Petitioner speaks and writes English and Tagalog. He is married to Francisca Wong, with whom he has five children, namely, Lily Chieng, Chieng Yen, Jr., Julie Chieng, William Chieng and Wilson Chieng. Lily Chieng and Chieng Yen, Jr., the only children of school age, are studying in a public school in Olongapo. Petitioner believes in the principle underlying the Constitution of the Philippines. He is not opposed to organized government, nor affiliated with an association of persons who uphold and teach doctrines opposed to organized government.

The only issue to be determined is whether petitioner is a resident of Manila for at least one year prior to the filing of his petition for naturalization, as he tried to prove, or whether he is a resident of Olongapo, Zambales, as found by the court a quo. This is the only ground on which the petition for naturalization was denied.

In support of his contention that since February, 1955 he has changed his residence from Olongapo, Zambales to Manila, petitioner presented both oral and documentary evidence. Briefly stated, the nature of his evidence is as follows: According to petitioner himself, he runs a restaurant, a night club and a furniture store at Olongapo, Zambales. He transferred to Manila since 1955, and in order to run his different business activities at Olongapo, Zambales, he had appointed a manager for each of them. He was prompted to transfer his residence to Manila because the mother of his wife stays there and his wife wanted to live with her.

Wilfredo Masa testified that he saw petitioner in 1955 while the latter was transferring his residence from Zambales to Manila because petitioner's truck which was loaded with his belongings broke down near the gasoline station where Masa's truck was parked. Filemon Verzano, another witness, testified that every time a friend of his wanted to buy furniture by installment from petitioner's store at Olongapo, Zambales, he would accompany his friend to the house of petitioner at Fernandez Street in Manila in order that he may be able to talk to petitioner about the matter. Benito Bernardo, who lives in the same apartment occupied by petitioner, also testified that petitioner transferred to Manila since 1955 for he even helped him in unloading his belongings at the house where he is now living. Lastly, Mansureto David, the same person who drove the truck used by petitioner in transferring his belongings to Manila, also testified that he was paid P100.00 for the job and helped in unloading petitioner's belongings to his house at Fernandez St., Manila.

There is, however, enough evidence to show that, notwithstanding the transfer of the above belongings to Manila as apparently testified to by petitioner's witnesses, petitioner continued residing in Olongapo, Zambales, because his business interests from which he derived his main source of income are deeply established there. Thus, in his declaration of intention filed one year before he filed his application for naturalization, petitioner stated under oath that his residence was Olongapo, Zambales.
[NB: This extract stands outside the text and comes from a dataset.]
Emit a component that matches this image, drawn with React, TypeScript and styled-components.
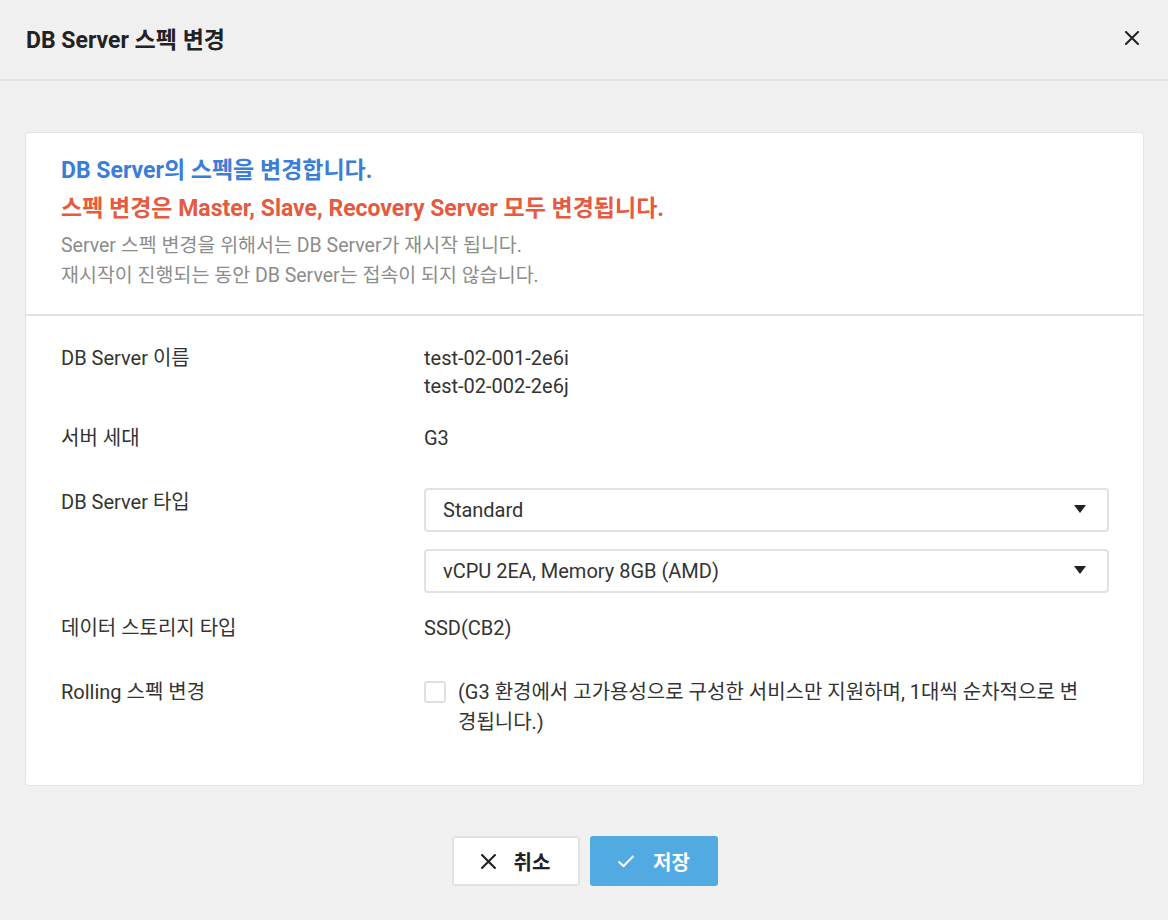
import styled, { createGlobalStyle } from 'styled-components'

const GlobalStyle = createGlobalStyle`
  html, body {
    margin: 0;
    padding: 0;
    background: #f0f0f0;
  }
  body {
    font-family: Roboto, "Noto Sans CJK KR", sans-serif;
    color: #333;
  }
  * {
    box-sizing: border-box;
  }
`

const Page = styled.div`
  width: 1168px;
  min-height: 920px;
  background: #f0f0f0;
`

const Header = styled.header`
  height: 81px;
  display: flex;
  align-items: center;
  justify-content: space-between;
  padding: 0 24px 4px 26px;
  border-bottom: 2px solid #e2e2e2;
`

const Title = styled.h1`
  margin: 0;
  font-size: 23px;
  font-weight: 700;
  color: #222;
`

const CloseButton = styled.button`
  width: 24px;
  height: 24px;
  padding: 0;
  border: none;
  background: none;
  display: flex;
  align-items: center;
  justify-content: center;
  cursor: pointer;
`

const Body = styled.main`
  padding: 51px 24px 0 25px;
`

const Card = styled.section`
  background: #fff;
  border: 1px solid #e4e4e4;
  border-radius: 4px;
`

const Notice = styled.div`
  padding: 19px 35px 23px;
  border-bottom: 2px solid #e4e4e4;
`

const Headline = styled.p<{ $color: string }>`
  margin: 0;
  font-size: 23px;
  line-height: 38px;
  font-weight: 700;
  color: ${p => p.$color};
`

const Hint = styled.p<{ $first?: boolean }>`
  margin: ${p => (p.$first ? '3px' : '0')} 0 0;
  font-size: 19.5px;
  line-height: 30px;
  color: #8c8c8c;
`

const Form = styled.div`
  padding: 28px 34px 48px 35px;
`

const Row = styled.div<{ $top?: number }>`
  display: grid;
  grid-template-columns: 363px 1fr;
  margin-top: ${p => p.$top ?? 0}px;
  font-size: 20px;
  line-height: 28px;
  color: #333;
`

const Label = styled.div`
  color: #333;
`

const Values = styled.div`
  display: flex;
  flex-direction: column;
`

const Selects = styled.div`
  display: flex;
  flex-direction: column;
  gap: 17px;
`

const Select = styled.div`
  height: 44px;
  border: 2px solid #e2e2e2;
  border-radius: 4px;
  display: flex;
  align-items: center;
  justify-content: space-between;
  padding: 0 21px 0 17px;
  font-size: 20px;
  color: #333;
`

const Arrow = styled.span`
  width: 0;
  height: 0;
  border-left: 6px solid transparent;
  border-right: 6px solid transparent;
  border-top: 8px solid #222;
  margin-top: -2px;
`

const CheckRow = styled.label`
  display: flex;
  align-items: flex-start;
  gap: 12px;
`

const Checkbox = styled.span`
  flex: none;
  width: 22px;
  height: 22px;
  margin-top: 3px;
  border: 2px solid #e0e0e0;
  border-radius: 3px;
  background: #fff;
`

const CheckText = styled.span`
  max-width: 624px;
  line-height: 30px;
  margin-top: -1px;
`

const Footer = styled.footer`
  display: flex;
  justify-content: center;
  gap: 10px;
  padding-top: 50px;
`

const Button = styled.button<{ $primary?: boolean }>`
  width: 128px;
  height: 50px;
  display: flex;
  align-items: center;
  justify-content: center;
  gap: 18px;
  border-radius: 3px;
  font-family: Roboto, "Noto Sans CJK KR", sans-serif;
  font-size: 20px;
  font-weight: 700;
  cursor: pointer;
  border: 2px solid ${p => (p.$primary ? '#52aae3' : '#e2e2e2')};
  background: ${p => (p.$primary ? '#52aae3' : '#fff')};
  color: ${p => (p.$primary ? '#fff' : '#222')};
`

const XIcon = ({ color = '#222', size = 14 }: { color?: string; size?: number }) => (
  <svg width={size} height={size} viewBox="0 0 14 14">
    <path d="M1 1L13 13M13 1L1 13" stroke={color} strokeWidth="2" strokeLinecap="square" fill="none" />
  </svg>
)

const CheckIcon = () => (
  <svg width="18" height="14" viewBox="0 0 18 14">
    <path d="M1.5 7.5L6.5 12L16.5 2" stroke="#fff" strokeWidth="2" fill="none" />
  </svg>
)

export default function App() {
  return (
    <Page>
      <GlobalStyle />
      <Header>
        <Title>DB Server 스펙 변경</Title>
        <CloseButton aria-label="닫기">
          <XIcon />
        </CloseButton>
      </Header>
      <Body>
        <Card>
          <Notice>
            <Headline $color="#3b7ed7">DB Server의 스펙을 변경합니다.</Headline>
            <Headline $color="#e55a40">스펙 변경은 Master, Slave, Recovery Server 모두 변경됩니다.</Headline>
            <Hint $first>Server 스펙 변경을 위해서는 DB Server가 재시작 됩니다.</Hint>
            <Hint>재시작이 진행되는 동안 DB Server는 접속이 되지 않습니다.</Hint>
          </Notice>
          <Form>
            <Row>
              <Label>DB Server 이름</Label>
              <Values>
                <span>test-02-001-2e6i</span>
                <span>test-02-002-2e6j</span>
              </Values>
            </Row>
            <Row $top={24}>
              <Label>서버 세대</Label>
              <Values>G3</Values>
            </Row>
            <Row $top={36}>
              <Label>DB Server 타입</Label>
              <Selects>
                <Select>
                  Standard
                  <Arrow />
                </Select>
                <Select>
                  vCPU 2EA, Memory 8GB (AMD)
                  <Arrow />
                </Select>
              </Selects>
            </Row>
            <Row $top={21}>
              <Label>데이터 스토리지 타입</Label>
              <Values>SSD(CB2)</Values>
            </Row>
            <Row $top={36}>
              <Label>Rolling 스펙 변경</Label>
              <CheckRow>
                <Checkbox />
                <CheckText>(G3 환경에서 고가용성으로 구성한 서비스만 지원하며, 1대씩 순차적으로 변경됩니다.)</CheckText>
              </CheckRow>
            </Row>
          </Form>
        </Card>
        <Footer>
          <Button>
            <XIcon size={15} />
            취소
          </Button>
          <Button $primary>
            <CheckIcon />
            저장
          </Button>
        </Footer>
      </Body>
    </Page>
  )
}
In his income tax return filed on February 23, 1958, much after he had filed his petition for naturalization, he likewise stated under oath that he resided in Olongapo, Zambales. The last entry in the records of annual report in person of an alien duly signed hy petitioner also shows that Olongapo is the place where he reported as a resident alien. These documents which were subscribed to by him under oath must naturally reflect his true situation as regards the place of his residence especially that which refers to his declaration of intention, and as such should deserve more credit and value than the testimony of petitioner and his witnesses which, as we know, can easily be fashioned or arranged to suit the interest he intends to serve.

While it is true that two pieces of documentary evidence were presented by petitioner to strengthen the evidence he has given regarding his alleged change of residence, the same are wanting in many particulars. While Exhibit A, which is a document issued. by the registration officer of the Bureau of Immigration, certifies that petitioner had advised him of his change of address from Olongapo, Zambales to Manila as of February 10, 1955, the advice was given on March 3, 1959, or about six months after the filing of the present petition, and four years after the supposed change of residence. This flaw is not in the least cured by the certificate Exhibit T, concerning the same change of residence, for the investigation alleged to have been made leading to the issuance of the certificate on March 3, 1959 could not have made any reference to the date of the alleged change of residence in 1955 for the simple reason that the period mediating between the time of certification and that of the alleged change of residence is not merely nominal but substantial. The two dates are too far apart.

Legal residence imports not only intention to reside in a fixed place but also personal presence in that place, coupled with conduct indicative of such intention.[1] The fact that petitioner has no business in Manila and that he has to attend to his business in Olongapo is a potent reason for disbelieving any claim that he has transferred his residence to Manila, for this Court can take judicial notice that Chinese businessmen rarely reside in a place different from where they have their place of business.[2] The documents at hand speak eloquently that all the business activities of petitioner are in Olongapo, Zambales, and it is for this'reason that he stated in all his official documents that his residence is in that place.

The purpose of the law in. requiring one year residence in a place when one seeks naturalization is to facilitate, the determination by official authorities of the different activities of petitioner, especially with regard to his qualifications. That is why the law requires that the petition should state all his places of residence, whether present or previous. But in this case petitioner even failed to state some of his former places of residence, a fact which in itself is a sufficient disqualification.[3] The court a quo, therefore, was justified in declaring itself bereft of jurisdiction to take cognizance of the present case.

Wherefore, the decision appealed from is affirmed. Costs against petitioner.

Bengzon, C. J., Padilla, Labrador, Concepcion, Reyes, J. B. L., Barrera, Paredes, Dizon, Regala and Makalintal, JJ., concur.

[1] Nuval vs. Guray, 52 Phil., 645.

[2] One vs. Republic, 109 Phil., 772.

[3] Keng Giok vs. Republic, L-13347, August 31, 1961.